Data records:

○ ○ ○ ○ ○ ○ ○

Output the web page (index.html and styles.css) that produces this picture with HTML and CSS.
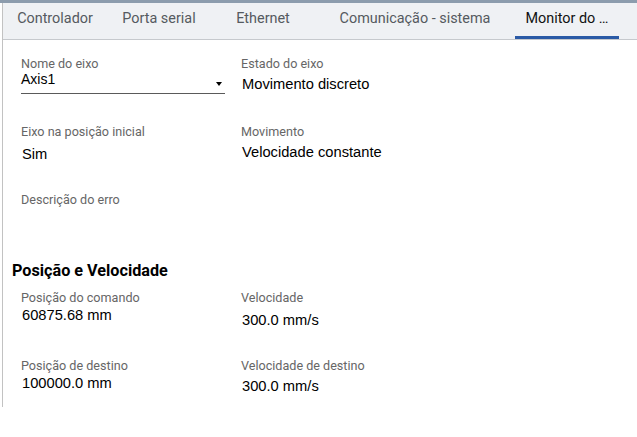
FILE: index.html
```html
<!DOCTYPE html>
<html lang="pt">
<head>
<meta charset="utf-8">
<title>Monitor do eixo</title>
<link rel="stylesheet" href="styles.css">
</head>
<body>
<div class="topstrip"></div>
<div class="panel">
  <nav class="tabs">
    <div class="tab">Controlador</div>
    <div class="tab">Porta serial</div>
    <div class="tab">Ethernet</div>
    <div class="tab tab-wide">Comunicação - sistema</div>
    <div class="tab tab-active">Monitor do …</div>
  </nav>
  <main class="content">
    <section class="grid">
      <div class="field">
        <div class="label">Nome do eixo</div>
        <div class="select">
          <span class="select-value">Axis1</span>
          <span class="caret"></span>
        </div>
      </div>
      <div class="field">
        <div class="label">Estado do eixo</div>
        <div class="value off3">Movimento discreto</div>
      </div>
      <div class="field">
        <div class="label">Eixo na posição inicial</div>
        <div class="value off6">Sim</div>
      </div>
      <div class="field">
        <div class="label">Movimento</div>
        <div class="value off3">Velocidade constante</div>
      </div>
      <div class="field">
        <div class="label">Descrição do erro</div>
      </div>
    </section>
    <h2 class="heading">Posição e Velocidade</h2>
    <section class="grid">
      <div class="field">
        <div class="label">Posição do comando</div>
        <div class="value off1">60875.68 mm</div>
      </div>
      <div class="field">
        <div class="label">Velocidade</div>
        <div class="value off6">300.0 mm/s</div>
      </div>
      <div class="field">
        <div class="label">Posição de destino</div>
        <div class="value off1">100000.0 mm</div>
      </div>
      <div class="field">
        <div class="label">Velocidade de destino</div>
        <div class="value off3">300.0 mm/s</div>
      </div>
    </section>
  </main>
</div>
</body>
</html>
```
FILE: styles.css
```css
* { box-sizing: border-box; }
html, body { margin: 0; padding: 0; background: #ffffff; }
body { font-family: Roboto, "Liberation Sans", sans-serif; color: #000; width: 637px; height: 437px; overflow: hidden; }

.topstrip { height: 3px; background: #8c9cad; }

.panel {
  margin-left: 2px;
  border-left: 1px solid #c2c2c2;
  height: 404px;
}

.tabs {
  display: flex;
  height: 37px;
  background: #eff1f4;
  border-bottom: 1px solid #c6c9cd;
}
.tab {
  flex: 0 0 104px;
  height: 36px;
  padding-top: 8px;
  text-align: center;
  font-size: 14.4px;
  line-height: 16px;
  color: #555a60;
  white-space: nowrap;
}
.tab-wide { flex-basis: 200px; }
.tab-active {
  color: #111;
  border-bottom: 3px solid #2a5aa6;
}

.content { padding: 17px 0 0 18px; }

.grid {
  display: grid;
  grid-template-columns: 220px 220px;
  grid-auto-rows: 68px;
}

.label {
  font-size: 12.6px;
  line-height: 14px;
  color: #666;
}

.value {
  padding-left: 1px;
  font-family: "Liberation Sans", Arial, sans-serif;
  font-size: 14.7px;
  line-height: 18px;
  color: #000;
}
.off1 { margin-top: 1px; }
.off3 { margin-top: 3.5px; }
.off6 { margin-top: 6px; }

.select {
  display: flex;
  justify-content: space-between;
  width: 204px;
  margin-top: -1px;
  padding-bottom: 5px;
  border-bottom: 1px solid #5a5a5a;
}
.select-value {
  font-family: "Liberation Sans", Arial, sans-serif;
  font-size: 14px;
  line-height: 18px;
}
.caret {
  width: 0;
  height: 0;
  margin: 12px 3px 0 0;
  border-left: 3px solid transparent;
  border-right: 3px solid transparent;
  border-top: 4px solid #000;
}

.heading {
  margin: 0 0 10px -9px;
  font-size: 16.2px;
  line-height: 20px;
  font-weight: 700;
  color: #000;
}
```
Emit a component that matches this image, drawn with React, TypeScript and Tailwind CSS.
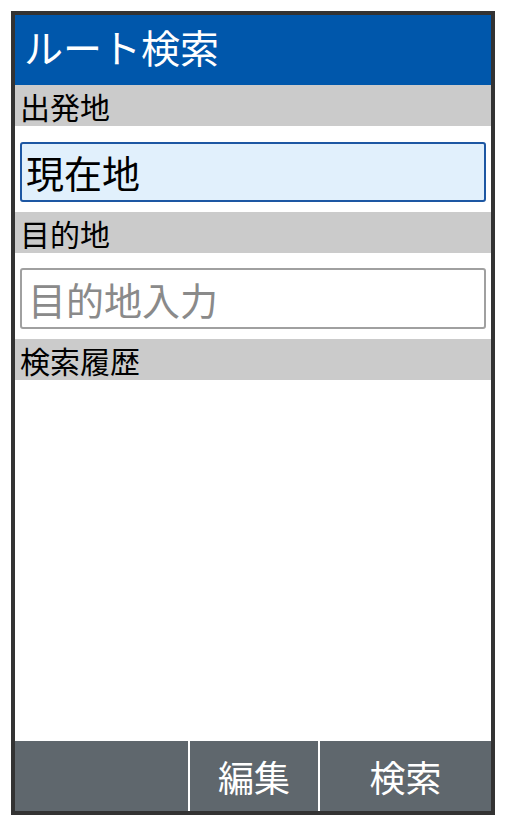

○ ○ ○ ○ ○ ○ ○

> _What to do_: Omit the pictures and reproduce the listing exactly.

> _Answer_:
Output the web page (index.html and styles.css) that produces this picture with HTML and CSS.
FILE: index.html
```html
<!DOCTYPE html>
<html lang="pt">
<head>
<meta charset="utf-8">
<title>Monitor do eixo</title>
<link rel="stylesheet" href="styles.css">
</head>
<body>
<div class="topstrip"></div>
<div class="panel">
  <nav class="tabs">
    <div class="tab">Controlador</div>
    <div class="tab">Porta serial</div>
    <div class="tab">Ethernet</div>
    <div class="tab tab-wide">Comunicação - sistema</div>
    <div class="tab tab-active">Monitor do …</div>
  </nav>
  <main class="content">
    <section class="grid">
      <div class="field">
        <div class="label">Nome do eixo</div>
        <div class="select">
          <span class="select-value">Axis1</span>
          <span class="caret"></span>
        </div>
      </div>
      <div class="field">
        <div class="label">Estado do eixo</div>
        <div class="value off3">Movimento discreto</div>
      </div>
      <div class="field">
        <div class="label">Eixo na posição inicial</div>
        <div class="value off6">Sim</div>
      </div>
      <div class="field">
        <div class="label">Movimento</div>
        <div class="value off3">Velocidade constante</div>
      </div>
      <div class="field">
        <div class="label">Descrição do erro</div>
      </div>
    </section>
    <h2 class="heading">Posição e Velocidade</h2>
    <section class="grid">
      <div class="field">
        <div class="label">Posição do comando</div>
        <div class="value off1">60875.68 mm</div>
      </div>
      <div class="field">
        <div class="label">Velocidade</div>
        <div class="value off6">300.0 mm/s</div>
      </div>
      <div class="field">
        <div class="label">Posição de destino</div>
        <div class="value off1">100000.0 mm</div>
      </div>
      <div class="field">
        <div class="label">Velocidade de destino</div>
        <div class="value off3">300.0 mm/s</div>
      </div>
    </section>
  </main>
</div>
</body>
</html>
```
FILE: styles.css
```css
* { box-sizing: border-box; }
html, body { margin: 0; padding: 0; background: #ffffff; }
body { font-family: Roboto, "Liberation Sans", sans-serif; color: #000; width: 637px; height: 437px; overflow: hidden; }

.topstrip { height: 3px; background: #8c9cad; }

.panel {
  margin-left: 2px;
  border-left: 1px solid #c2c2c2;
  height: 404px;
}

.tabs {
  display: flex;
  height: 37px;
  background: #eff1f4;
  border-bottom: 1px solid #c6c9cd;
}
.tab {
  flex: 0 0 104px;
  height: 36px;
  padding-top: 8px;
  text-align: center;
  font-size: 14.4px;
  line-height: 16px;
  color: #555a60;
  white-space: nowrap;
}
.tab-wide { flex-basis: 200px; }
.tab-active {
  color: #111;
  border-bottom: 3px solid #2a5aa6;
}

.content { padding: 17px 0 0 18px; }

.grid {
  display: grid;
  grid-template-columns: 220px 220px;
  grid-auto-rows: 68px;
}

.label {
  font-size: 12.6px;
  line-height: 14px;
  color: #666;
}

.value {
  padding-left: 1px;
  font-family: "Liberation Sans", Arial, sans-serif;
  font-size: 14.7px;
  line-height: 18px;
  color: #000;
}
.off1 { margin-top: 1px; }
.off3 { margin-top: 3.5px; }
.off6 { margin-top: 6px; }

.select {
  display: flex;
  justify-content: space-between;
  width: 204px;
  margin-top: -1px;
  padding-bottom: 5px;
  border-bottom: 1px solid #5a5a5a;
}
.select-value {
  font-family: "Liberation Sans", Arial, sans-serif;
  font-size: 14px;
  line-height: 18px;
}
.caret {
  width: 0;
  height: 0;
  margin: 12px 3px 0 0;
  border-left: 3px solid transparent;
  border-right: 3px solid transparent;
  border-top: 4px solid #000;
}

.heading {
  margin: 0 0 10px -9px;
  font-size: 16.2px;
  line-height: 20px;
  font-weight: 700;
  color: #000;
}
```
Emit a component that matches this image, drawn with React, TypeScript and Tailwind CSS.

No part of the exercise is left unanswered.